中国文学史一般将《三国志通俗演义》《忠义水浒传》等长篇章回小说的成书时间断定为元末明初。如中国内地各大高校所采用的、最具有影响力的袁行霈主编的《中国文学史》,其第七编“明代文学”绪言中“元明之际”“《三国志通俗演义》《水浒传》的编著”“明代中叶”“《三国志通俗演义》《水浒传》的刊刻和风行”[1]云云表明,这两部长篇章回小说成书于元末明初,在明代中叶被刊行。其实,这个断定是将小说的来源混同为祖本,从而引发了学术上求真与求实的争议。印刷媒介或许能提供一个新的透视角度,供我们对长篇章回小说的成书问题进行新的思考。

即使是从视觉文化来看,元末印刷品的品相与嘉靖、万历年间长篇章回小说的品相也可谓不可同日而语,前者作品如《甲午新刊新全相三国志故事》(简称《三分事略》)是何其稚拙,后者如《三国志通俗演义》则圆熟规整、丹黄灿然、斐然可观,二者简直就是霄壤之别。仅仅从印刷品相而言,古代中国长篇章回小说似亦不可能成书于元末明初。然而,从印刷媒介的品相对长篇章回小说的成书时间进行揣断,或许不足以慎重。因为,在宋元时期,三国故事是以口述与耳听的形态存在的,长篇章回小说有没有以抄本存在的可能?即使是在嘉靖、万历年间,刊本中的戏曲也远比小说为多,亦表明王朝中国听觉文化远比文字视觉文化更为普遍。

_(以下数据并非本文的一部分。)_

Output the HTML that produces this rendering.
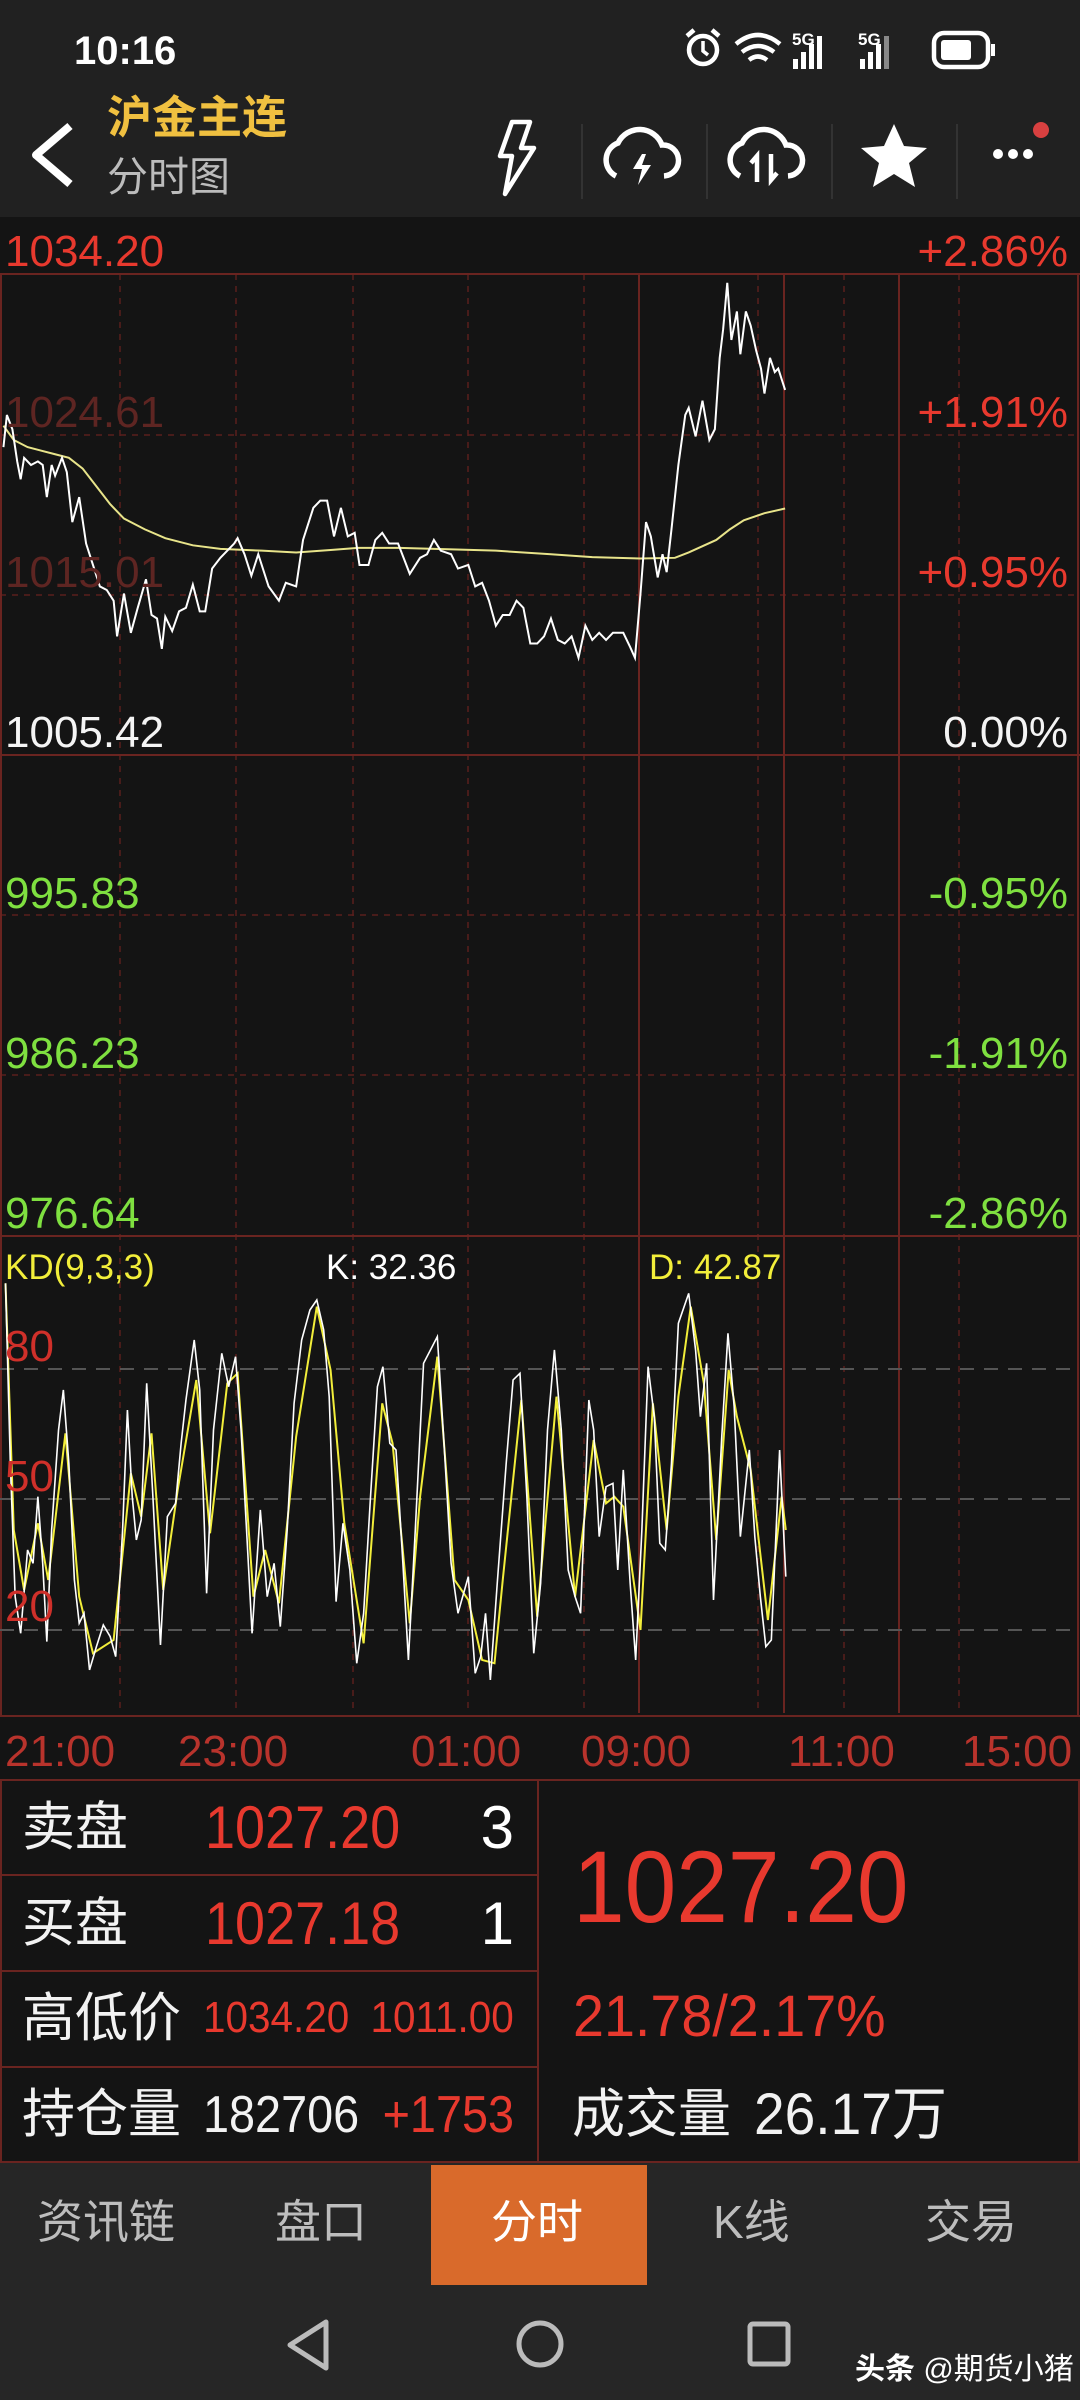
<!DOCTYPE html>
<html><head><meta charset="utf-8">
<style>
*{margin:0;padding:0;box-sizing:border-box}
body{width:1080px;height:2400px;background:#141414;position:relative;overflow:hidden;font-family:"Liberation Sans","Noto Sans CJK SC",sans-serif;color:#fff}
.a{position:absolute;white-space:nowrap;line-height:1}
.n{display:inline-block;transform-origin:left center}
.nr{display:inline-block;transform-origin:right center}
.red{color:#e8392e}
.t{color:#b8332c;font-size:44px}
.lbl{font-size:53px;color:#f2f2f2}
</style></head><body>
<div class="a" style="left:0;top:0;width:1080px;height:217px;background:#212121"></div>
<div class="a" style="left:74px;top:31px;font-size:40px;font-weight:bold"><span class="n">10:16</span></div>
<!-- status icons -->
<svg class="a" style="left:680px;top:26px" width="340" height="48" viewBox="0 0 340 48">
 <circle cx="23" cy="24" r="14" fill="none" stroke="#fff" stroke-width="4.5"/><path d="M23 15v10l5 4" stroke="#fff" stroke-width="3.5" fill="none"/><path d="M7 10l7-6M39 10l-7-6" stroke="#fff" stroke-width="4.5"/>
 <path d="M56 18q22-18 44 0M62 26q16-12 32 0M69 34q9-7 18 0" stroke="#fff" stroke-width="4.5" fill="none"/>
 <text x="112" y="19" font-size="17" font-weight="bold" fill="#fff" font-family="Liberation Sans">5G</text>
 <rect x="113" y="33" width="5" height="10" fill="#fff"/><rect x="121" y="26" width="5" height="17" fill="#fff"/><rect x="129" y="18" width="5" height="25" fill="#fff"/><rect x="137" y="10" width="5" height="33" fill="#fff"/>
 <text x="178" y="19" font-size="17" font-weight="bold" fill="#fff" font-family="Liberation Sans">5G</text>
 <rect x="180" y="33" width="5" height="10" fill="#fff"/><rect x="188" y="26" width="5" height="17" fill="#fff"/><rect x="196" y="18" width="5" height="25" fill="#fff"/><rect x="204" y="10" width="5" height="33" fill="#888"/>
 <rect x="254" y="7" width="54" height="34" rx="10" fill="none" stroke="#fff" stroke-width="4.5"/><rect x="261" y="14" width="30" height="20" rx="3" fill="#fff"/><rect x="311" y="18" width="4" height="12" fill="#fff"/>
</svg>
<svg class="a" style="left:26px;top:122px" width="50" height="66"><path d="M44 4L10 33l34 29" stroke="#fff" stroke-width="8" fill="none" stroke-linejoin="round"/></svg>
<div class="a" style="left:107px;top:95px;font-size:45px;font-weight:bold;color:#f0c040">沪金主连</div>
<div class="a" style="left:107px;top:157px;font-size:41px;color:#bcbcbc">分时图</div>
<svg class="a" style="left:490px;top:112px" width="590" height="90" viewBox="0 0 590 90">
 <path d="M22 10h18l-9 26h13L15 82l7-38H10z" fill="none" stroke="#fff" stroke-width="4.5" stroke-linejoin="round"/>
 <g stroke="#333" stroke-width="2"><path d="M92 12v75M217 12v75M342 12v75M467 12v75"/></g>
 <path d="M126 64a18 18 0 0 1 2-33a24 24 0 0 1 44 2a15 15 0 0 1 2 31" fill="none" stroke="#fff" stroke-width="5.5"/>
 <path d="M152 42l-9 15h9l-4 16l13-20h-9l4-11z" fill="#fff"/>
 <path d="M250 64a18 18 0 0 1 2-33a24 24 0 0 1 44 2a15 15 0 0 1 2 31" fill="none" stroke="#fff" stroke-width="5.5"/>
 <path d="M267 70V44l-6 7M281 42v26l6-7" fill="none" stroke="#fff" stroke-width="4.5"/>
 <path d="M404 12l10 22 23 2-18 15 6 24-21-13-21 13 6-24-18-15 23-2z" fill="#fff"/>
 <circle cx="508" cy="42" r="5" fill="#fff"/><circle cx="523" cy="42" r="5" fill="#fff"/><circle cx="538" cy="42" r="5" fill="#fff"/><circle cx="551" cy="18" r="8" fill="#d84040"/>
</svg>

<!-- chart -->
<svg class="a" style="left:0;top:0" width="1080" height="1780" viewBox="0 0 1080 1780">
 <g stroke="#5a1e1c" stroke-width="1.5" stroke-dasharray="6 6" fill="none">
  <path d="M120 274V1713M236 274V1713M353 274V1713M468 274V1713M584 274V1713M758 274V1713M844 274V1713M959 274V1713"/>
  <path d="M0 435H1078M0 595H1078M0 915H1078M0 1075H1078"/>
 </g>
 <g stroke="#6a2420" stroke-width="2" fill="none">
  <path d="M639 274V1713M784 274V1713M899 274V1713"/>
  <path d="M0 274H1080M0 755H1080M0 1236H1080M0 1716H1080M1 274V1716M1078 274V1716"/>
 </g>
 <g stroke="#555" stroke-width="2" stroke-dasharray="14 10"><path d="M0 1369H1080M0 1499H1080M0 1630H1080"/></g>
 <g transform="translate(0 215) scale(0.6887 0.3571)">
  <polyline vector-effect="non-scaling-stroke" fill="none" stroke="#e8e48a" stroke-width="2" points="5,590 20,630 40,650 60,660 80,670 100,680 120,710 140,760 160,810 180,850 210,880 240,905 280,925 320,935 380,940 430,945 480,938 520,932 580,932 650,936 720,940 800,950 860,958 930,962 980,960 1000,945 1040,910 1060,880 1080,855 1110,835 1140,822"/>
  <polyline vector-effect="non-scaling-stroke" fill="none" stroke="#fff" stroke-width="2" points="5,650 10,560 18,600 25,690 30,740 35,680 45,700 55,690 62,700 68,790 75,700 80,730 90,680 97,720 105,860 115,790 125,920 135,980 145,1040 155,1050 165,1080 170,1180 180,1060 190,1170 200,1100 212,1020 220,1120 228,1130 235,1215 240,1125 250,1165 260,1110 270,1100 280,1035 290,1110 298,1110 308,990 320,960 330,940 340,920 345,905 355,950 365,1010 375,950 390,1040 405,1080 415,1030 430,1040 440,910 455,820 465,800 475,800 485,900 495,820 505,900 515,890 522,980 535,980 545,910 555,890 565,920 578,920 595,1005 610,960 620,950 630,910 640,940 655,950 665,990 680,980 690,1040 700,1030 710,1080 720,1150 730,1120 740,1120 750,1080 760,1100 770,1200 780,1200 790,1180 800,1130 810,1190 820,1200 830,1180 840,1240 850,1150 860,1190 870,1170 880,1190 890,1170 905,1170 915,1210 922,1240 930,1060 938,860 945,900 955,1015 962,950 968,1000 975,880 985,700 995,560 1000,540 1010,620 1020,520 1030,630 1038,600 1045,400 1050,320 1056,190 1062,350 1070,270 1075,390 1083,270 1090,310 1098,380 1105,430 1110,500 1118,400 1125,440 1130,430 1140,490"/>
 </g>
 <g transform="translate(0 1230) scale(0.6887 0.3333)">
  <polyline vector-effect="non-scaling-stroke" fill="none" stroke="#f2ee3a" stroke-width="2" points="8,160 20,900 35,1080 55,880 70,1050 95,610 115,1100 135,1270 165,1230 190,730 205,860 220,610 237,1080 258,780 285,450 305,910 330,460 345,430 368,1100 385,960 405,1120 430,620 460,230 480,420 500,880 528,1240 555,520 570,640 595,1180 610,800 635,380 660,1050 680,1110 700,1290 718,1300 730,1050 757,510 780,1160 808,500 835,1100 862,630 880,820 892,800 905,830 930,1200 948,520 968,900 985,500 1003,230 1022,460 1040,930 1058,420 1070,560 1090,720 1115,1170 1135,800 1141,900"/>
  <polyline vector-effect="non-scaling-stroke" fill="none" stroke="#fff" stroke-width="1.6" points="8,160 15,700 22,1100 30,1210 40,960 48,1000 55,800 62,1000 68,1235 75,900 85,600 92,480 100,700 108,1050 115,1180 122,1150 130,1320 140,1250 150,1185 160,1220 168,1280 178,900 185,540 192,800 198,930 205,870 213,460 222,800 233,1245 243,860 255,820 263,640 270,510 282,330 290,480 300,1090 310,600 322,370 332,470 342,380 350,600 358,900 366,1210 378,840 388,1100 398,1000 407,1190 417,900 427,520 438,330 450,240 460,210 470,300 478,500 488,1115 498,880 508,1020 518,1300 528,1150 538,800 548,470 556,410 566,640 575,660 585,1000 593,1290 603,900 615,400 625,360 635,320 645,650 655,1000 665,1150 680,1040 690,1330 698,1280 705,1150 712,1350 722,1060 735,700 745,450 755,430 765,800 775,1270 785,1060 795,600 805,360 815,600 825,1020 835,1100 843,1150 855,510 862,600 870,920 880,770 890,760 897,1020 905,720 915,1060 923,1290 932,900 941,410 950,560 958,940 966,960 975,700 985,280 1000,190 1010,360 1017,560 1026,400 1036,1110 1048,620 1057,310 1066,530 1075,920 1082,780 1088,660 1096,920 1104,1100 1112,1250 1120,1230 1132,660 1141,1040"/>
 </g>
 <g stroke="#6a2420" stroke-width="2"><path d="M0 1780H1080"/></g>
</svg>

<!-- chart labels -->
<div class="a red" style="left:5px;top:230px;font-size:44px">1034.20</div>
<div class="a" style="left:5px;top:391px;font-size:44px;color:#5e2522">1024.61</div>
<div class="a" style="left:5px;top:551px;font-size:44px;color:#5e2522">1015.01</div>
<div class="a" style="left:5px;top:711px;font-size:44px;color:#f4f4f4">1005.42</div>
<div class="a" style="left:5px;top:872px;font-size:44px;color:#7fe040">995.83</div>
<div class="a" style="left:5px;top:1032px;font-size:44px;color:#7fe040">986.23</div>
<div class="a" style="left:5px;top:1192px;font-size:44px;color:#7fe040">976.64</div>
<div class="a red" style="right:12px;top:230px;font-size:44px">+2.86%</div>
<div class="a red" style="right:12px;top:391px;font-size:44px">+1.91%</div>
<div class="a red" style="right:12px;top:551px;font-size:44px">+0.95%</div>
<div class="a" style="right:12px;top:711px;font-size:44px;color:#f4f4f4">0.00%</div>
<div class="a" style="right:12px;top:872px;font-size:44px;color:#7fe040">-0.95%</div>
<div class="a" style="right:12px;top:1032px;font-size:44px;color:#7fe040">-1.91%</div>
<div class="a" style="right:12px;top:1192px;font-size:44px;color:#7fe040">-2.86%</div>
<div class="a" style="left:5px;top:1250px;font-size:35px;color:#f2ee3a">KD(9,3,3)</div>
<div class="a" style="left:326px;top:1250px;font-size:35px;color:#fff">K: 32.36</div>
<div class="a" style="left:649px;top:1250px;font-size:35px;color:#f2ee3a">D: 42.87</div>
<div class="a" style="left:5px;top:1325px;font-size:44px;color:#d0302a">80</div>
<div class="a" style="left:5px;top:1455px;font-size:44px;color:#d0302a">50</div>
<div class="a" style="left:5px;top:1585px;font-size:44px;color:#d0302a">20</div>
<!-- time axis -->
<div class="a t" style="left:5px;top:1730px">21:00</div>
<div class="a t" style="left:178px;top:1730px">23:00</div>
<div class="a t" style="left:411px;top:1730px">01:00</div>
<div class="a t" style="left:581px;top:1730px">09:00</div>
<div class="a t" style="left:788px;top:1730px">11:00</div>
<div class="a t" style="left:962px;top:1730px">15:00</div>

<!-- info panel -->
<svg class="a" style="left:0;top:1779px" width="1080" height="384">
 <g stroke="#6a2420" stroke-width="2" fill="none">
  <path d="M0 1H1080M1 0V384M1079 0V384M538 0V384M0 96H538M0 192H538M0 288H538M0 383H1080"/>
 </g>
</svg>
<div class="a lbl" style="left:22px;top:1801px">卖盘</div>
<div class="a red" style="left:205px;top:1798px;font-size:60px"><span class="n" style="transform:scaleX(.9)">1027.20</span></div>
<div class="a" style="right:566px;top:1798px;font-size:60px"><span class="nr">3</span></div>
<div class="a lbl" style="left:22px;top:1897px">买盘</div>
<div class="a red" style="left:205px;top:1894px;font-size:60px"><span class="n" style="transform:scaleX(.9)">1027.18</span></div>
<div class="a" style="right:566px;top:1894px;font-size:60px"><span class="nr">1</span></div>
<div class="a lbl" style="left:22px;top:1992px">高低价</div>
<div class="a red" style="left:203px;top:1996px;font-size:44px"><span class="n" style="transform:scaleX(.92)">1034.20</span></div>
<div class="a red" style="right:566px;top:1996px;font-size:44px"><span class="nr" style="transform:scaleX(.92)">1011.00</span></div>
<div class="a lbl" style="left:22px;top:2088px">持仓量</div>
<div class="a" style="left:203px;top:2089px;font-size:52px;color:#f2f2f2"><span class="n" style="transform:scaleX(.9)">182706</span></div>
<div class="a red" style="right:566px;top:2089px;font-size:52px"><span class="nr" style="transform:scaleX(.9)">+1753</span></div>
<div class="a red" style="left:573px;top:1836px;font-size:102px"><span class="n" style="transform:scaleX(.91)">1027.20</span></div>
<div class="a red" style="left:573px;top:1988px;font-size:58px"><span class="n" style="transform:scaleX(.96)">21.78/2.17%</span></div>
<div class="a lbl" style="left:572px;top:2088px">成交量</div>
<div class="a" style="left:754px;top:2086px;font-size:58px;color:#f2f2f2"><span class="n" style="transform:scaleX(.95)">26.17万</span></div>

<!-- tabs -->
<div class="a" style="left:0;top:2163px;width:1080px;height:237px;background:#262626"></div>
<div class="a" style="left:431px;top:2165px;width:216px;height:120px;background:#d96a2b"></div>
<div class="a" style="left:37px;top:2199px;font-size:46px;color:#bdbdbd">资讯链</div>
<div class="a" style="left:275px;top:2199px;font-size:46px;color:#bdbdbd">盘口</div>
<div class="a" style="left:491px;top:2199px;font-size:46px;color:#fff">分时</div>
<div class="a" style="left:713px;top:2199px;font-size:46px;color:#bdbdbd">K线</div>
<div class="a" style="left:925px;top:2199px;font-size:46px;color:#bdbdbd">交易</div>
<svg class="a" style="left:0;top:2300px" width="1080" height="100">
 <path d="M326 22L290 45l36 23z" fill="none" stroke="#bbb" stroke-width="5" stroke-linejoin="round"/>
 <circle cx="540" cy="44" r="21" fill="none" stroke="#bbb" stroke-width="5"/>
 <rect x="750" y="24" width="38" height="40" rx="3" fill="none" stroke="#bbb" stroke-width="5"/>
</svg>
<div class="a" style="left:855px;top:2355px;font-size:30px;color:#fff"><b>头条</b> @期货小猪</div>
</body></html>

嘉靖、万历年间,是中国通俗文学尤其是长篇小说、戏曲繁荣发达的时期。同时,也是中国印刷术最为发达的时期。如此一来,通俗文学的兴盛与印刷术之间有没有内在的必然联系?关于这个问题,荒木健主编《中国文人生活》曾涉及明代商业出版与文人生活之关系;大木康《明末的独立知识人:冯梦龙与苏州文化》论及明末文人新的生活方式和发言姿态;而陈平原则指出“大众化文类与出版媒介的结合,使得章回小说在明代中期迅速崛起”[2];石昌渝从绍介和知识普及的角度详谈了通俗小说与雕版印刷的关系[3]等。本文受其启发,但与之不同,从文学文体与媒介技术的角度来探讨诸如《三国志通俗演义》《忠义水浒传》等长篇章回小说的成书问题。

一 古代中国印刷术发展至嘉靖、万历年间为极盛

一般认为,雕版印刷术发明于隋唐时期,因其与佛教(大乘佛教为“像教”,抄经、印经、印像乃功德)关系密切,委实是很有道理的。然而,从佛教东传来看,雕版印刷术肇端于南北朝佛教隆兴、经像需求强烈之时是不是更有可能?此话题与论题较远,兹不详论。姑且依据张秀民的考察,雕版印刷术发明于唐代初年贞观年间。[4]而通俗小说与印刷术之关系,石昌渝认为:“唐代是雕版印刷的初兴时期,雕版印刷的成本高,生产规模也有限,刻印仅限于释经、历书、小学字书、诗集、阴阳五行等书,根本轮不到通俗小说。”[5]此说极是。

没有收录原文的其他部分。